We managed to turn the Jetta around and followed slowly, repeating the process of going up and down each gulch as the man roared ahead, heedless of the slopes. Cheerful, fragmentary conversation shouted through the windows was interspersed with hushed debate in the rental. It was evident that he had no connection to the original plot and should have had no reason to know we were there to buy land at all. Alix said he wanted to kill us, but Tory only seemed amused. I made a half-hearted case for seeing his land, but Ian raised the image of our skins stretched out to dry in front of some decrepit trailer.
Eventually we reached the main road. The man beckoned us to pull up beside him and turned in his chair. “Now, y’all are following me to see my property right?” To the right of the path, there was a narrow driveway that we hadn’t noticed on the way in, sloping down sharply and turning out of view into a dense thicket.
“Sure are!” I called. His torso remained turned as he slowly nosed down the hill. I made as if to follow him, inching forward with a broad smile. He held eye contact the whole time, even as he slipped around the corner and was lost in the trees.

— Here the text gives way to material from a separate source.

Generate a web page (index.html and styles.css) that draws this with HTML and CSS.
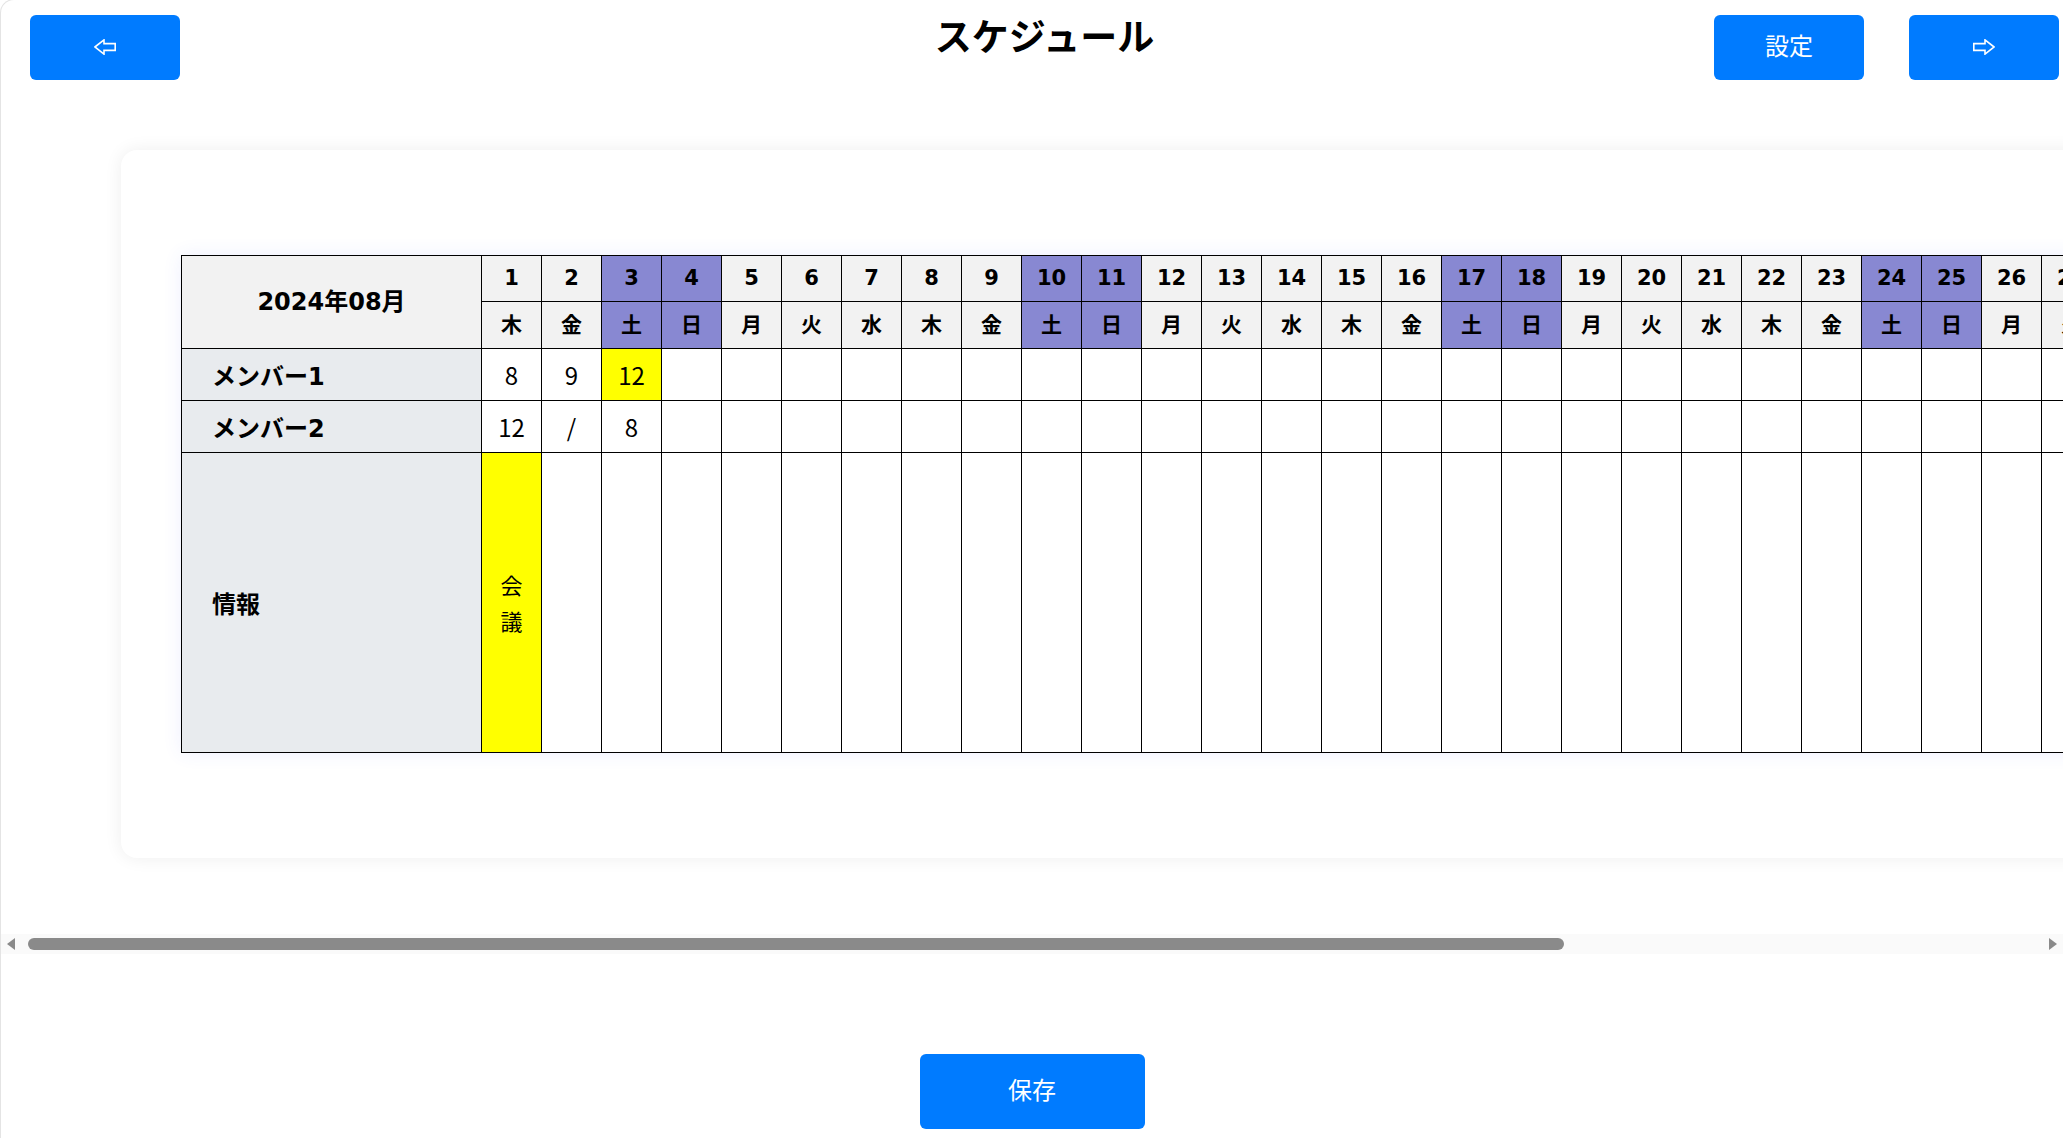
FILE: index.html
```html
<!DOCTYPE html>
<html lang="ja">
<head>
<meta charset="utf-8">
<title>スケジュール</title>
<link rel="stylesheet" href="styles.css">
</head>
<body>
<div class="app">
  <header class="topbar">
    <button class="btn btn-top btn-arrow" type="button" aria-label="前へ">
      <svg class="arrow-icon" width="22" height="16" viewBox="0 0 22 16"><polygon points="0.9,8 10,0.9 10,4.6 21.2,4.6 21.2,11.4 10,11.4 10,15.1"/></svg>
    </button>
    <h1 class="title">スケジュール</h1>
    <div class="top-actions">
      <button class="btn btn-top" type="button">設定</button>
      <button class="btn btn-top btn-arrow" type="button" aria-label="次へ">
        <svg class="arrow-icon" width="22" height="16" viewBox="0 0 22 16"><polygon points="21.1,8 12,0.9 12,4.6 0.8,4.6 0.8,11.4 12,11.4 12,15.1"/></svg>
      </button>
    </div>
  </header>

  <div class="scroller">
    <div class="card">
      <table class="schedule">
        <colgroup>
          <col class="col-label">
          <col class="col-day"><col class="col-day"><col class="col-day"><col class="col-day"><col class="col-day"><col class="col-day"><col class="col-day"><col class="col-day"><col class="col-day"><col class="col-day">
          <col class="col-day"><col class="col-day"><col class="col-day"><col class="col-day"><col class="col-day"><col class="col-day"><col class="col-day"><col class="col-day"><col class="col-day"><col class="col-day">
          <col class="col-day"><col class="col-day"><col class="col-day"><col class="col-day"><col class="col-day"><col class="col-day"><col class="col-day"><col class="col-day"><col class="col-day"><col class="col-day">
          <col class="col-day">
        </colgroup>
        <thead>
          <tr class="row-date">
            <th class="month" rowspan="2">2024年08月</th>
            <th>1</th><th>2</th><th class="weekend">3</th><th class="weekend">4</th><th>5</th><th>6</th><th>7</th><th>8</th><th>9</th><th class="weekend">10</th>
            <th class="weekend">11</th><th>12</th><th>13</th><th>14</th><th>15</th><th>16</th><th class="weekend">17</th><th class="weekend">18</th><th>19</th><th>20</th>
            <th>21</th><th>22</th><th>23</th><th class="weekend">24</th><th class="weekend">25</th><th>26</th><th>27</th><th>28</th><th>29</th><th>30</th>
            <th class="weekend">31</th>
          </tr>
          <tr class="row-dow">
            <th>木</th><th>金</th><th class="weekend">土</th><th class="weekend">日</th><th>月</th><th>火</th><th>水</th><th>木</th><th>金</th><th class="weekend">土</th>
            <th class="weekend">日</th><th>月</th><th>火</th><th>水</th><th>木</th><th>金</th><th class="weekend">土</th><th class="weekend">日</th><th>月</th><th>火</th>
            <th>水</th><th>木</th><th>金</th><th class="weekend">土</th><th class="weekend">日</th><th>月</th><th>火</th><th>水</th><th>木</th><th>金</th>
            <th class="weekend">土</th>
          </tr>
        </thead>
        <tbody>
          <tr class="row-member">
            <th class="label">メンバー1</th>
            <td>8</td><td>9</td><td class="mark">12</td><td></td><td></td><td></td><td></td><td></td><td></td><td></td>
            <td></td><td></td><td></td><td></td><td></td><td></td><td></td><td></td><td></td><td></td>
            <td></td><td></td><td></td><td></td><td></td><td></td><td></td><td></td><td></td><td></td>
            <td></td>
          </tr>
          <tr class="row-member">
            <th class="label">メンバー2</th>
            <td>12</td><td>/</td><td>8</td><td></td><td></td><td></td><td></td><td></td><td></td><td></td>
            <td></td><td></td><td></td><td></td><td></td><td></td><td></td><td></td><td></td><td></td>
            <td></td><td></td><td></td><td></td><td></td><td></td><td></td><td></td><td></td><td></td>
            <td></td>
          </tr>
          <tr class="row-info">
            <th class="label">情報</th>
            <td class="mark"><div class="memo">会議</div></td><td></td><td></td><td></td><td></td><td></td><td></td><td></td><td></td><td></td>
            <td></td><td></td><td></td><td></td><td></td><td></td><td></td><td></td><td></td><td></td>
            <td></td><td></td><td></td><td></td><td></td><td></td><td></td><td></td><td></td><td></td>
            <td></td>
          </tr>
        </tbody>
      </table>
    </div>
  </div>

  <div class="hscroll" aria-hidden="true">
    <span class="hs-arrow hs-left"></span>
    <div class="hs-track"><div class="hs-thumb" style="width: 76.4%"></div></div>
    <span class="hs-arrow hs-right"></span>
  </div>

  <div class="footer">
    <button class="btn btn-save" type="button">保存</button>
  </div>
</div>
</body>
</html>
```

FILE: styles.css
```css
* {
  box-sizing: border-box;
}

html, body {
  margin: 0;
  padding: 0;
  background: #ffffff;
}

body {
  font-family: "Noto Sans CJK JP", "DejaVu Sans", sans-serif;
  color: #000;
  overflow: hidden;
}

.app {
  min-height: 100vh;
  border-left: 1px solid #e4e4e4;
  border-top: 1px solid #e4e4e4;
  border-top-left-radius: 14px;
  margin-top: -1px;
}

/* ---------- header ---------- */
.topbar {
  display: grid;
  grid-template-columns: 1fr auto 1fr;
  align-items: start;
  padding: 15px 4px 0 29px;
}

.title {
  margin: -5px 0 0;
  font-size: 37px;
  font-weight: 700;
  line-height: 1.4;
  text-align: center;
}

.top-actions {
  justify-self: end;
  display: flex;
  gap: 45px;
}

.btn {
  border: none;
  border-radius: 6px;
  background: #007bff;
  color: #ffffff;
  font-family: "Noto Sans CJK JP", sans-serif;
  font-size: 24px;
  cursor: pointer;
  padding: 0 0 6px;
}

.btn-top {
  width: 150px;
  height: 65px;
}

.topbar > .btn-top {
  justify-self: start;
}

.btn-arrow {
  display: flex;
  align-items: center;
  justify-content: center;
  padding: 0 0 2px;
}

.arrow-icon {
  display: block;
}

.arrow-icon polygon {
  fill: none;
  stroke: #ffffff;
  stroke-width: 1.6;
  stroke-linejoin: miter;
}

/* ---------- scroll area + card ---------- */
.scroller {
  overflow: hidden;
  padding: 70px 300px 76px 120px;
}

.card {
  width: max-content;
  background: #ffffff;
  border-radius: 16px;
  padding: 105px 60px;
  box-shadow: 0 0 18px rgba(0, 0, 0, 0.07);
}

/* ---------- horizontal scrollbar ---------- */
.hscroll {
  display: flex;
  align-items: center;
  height: 20px;
  background: #fafafa;
}

.hs-arrow {
  flex: none;
  display: flex;
  align-items: center;
  height: 100%;
}

.hs-left {
  width: 27px;
  padding-left: 6px;
}

.hs-right {
  width: 24px;
  justify-content: flex-end;
  padding-right: 6px;
}

.hs-left::before,
.hs-right::before {
  content: "";
  width: 0;
  height: 0;
  border-top: 6px solid transparent;
  border-bottom: 6px solid transparent;
}

.hs-left::before {
  border-right: 8px solid #8a8a8a;
}

.hs-right::before {
  border-left: 8px solid #8a8a8a;
}

.hs-track {
  flex: 1;
  height: 12px;
}

.hs-thumb {
  height: 12px;
  border-radius: 6px;
  background: #8a8a8a;
}

/* ---------- table ---------- */
.schedule {
  border-collapse: collapse;
  table-layout: fixed;
  width: 2160px;
  box-shadow: 0 0 18px rgba(70, 90, 255, 0.09);
}

.col-label {
  width: 300px;
}

.col-day {
  width: 60px;
}

.schedule th,
.schedule td {
  border: 1px solid #000;
  padding: 0;
  text-align: center;
  vertical-align: middle;
}

.schedule thead th {
  background: #f2f2f2;
  font-family: "DejaVu Sans", "Noto Sans CJK JP", sans-serif;
  font-weight: 700;
  font-size: 21px;
  line-height: 1;
}

.schedule thead th.month {
  font-size: 24px;
}

.schedule thead th.weekend {
  background: #8888d2;
}

.row-date th {
  height: 46px;
}

.row-dow th {
  height: 47px;
}

.schedule .label {
  background: #e8ebee;
  text-align: left;
  padding-left: 30px;
  font-family: "DejaVu Sans", "Noto Sans CJK JP", sans-serif;
  font-weight: 700;
  font-size: 24px;
}

.row-member th,
.row-member td {
  height: 52px;
}

.schedule td {
  background: #ffffff;
  font-family: "Noto Sans CJK JP", sans-serif;
  font-weight: 400;
  font-size: 24px;
  line-height: 1;
}

.schedule td.mark {
  background: #ffff00;
}

.row-info th,
.row-info td {
  height: 300px;
}

.memo {
  width: 1em;
  margin: 0 auto;
  font-size: 22px;
  line-height: 1.6;
}

/* ---------- footer ---------- */
.footer {
  display: flex;
  justify-content: center;
  padding-top: 100px;
}

.btn-save {
  width: 225px;
  height: 75px;
}
```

First Ian then Alix then Tory started to scream—“run, go, away”—and I complied, dropping into reverse and gunning it backwards up the path and out onto the highway, where we spun around and sped back past Bly, across the border, and toward the Bay, imagining the whole time that the man would burst through the tree line before us from some unknown backwoods path, handling us head-on with the pistol as we tried desperately to swerve.
I spent the next day in the sun on the southern slope of Alta Plaza Park, where I spoke to Ortiz on the phone for hours.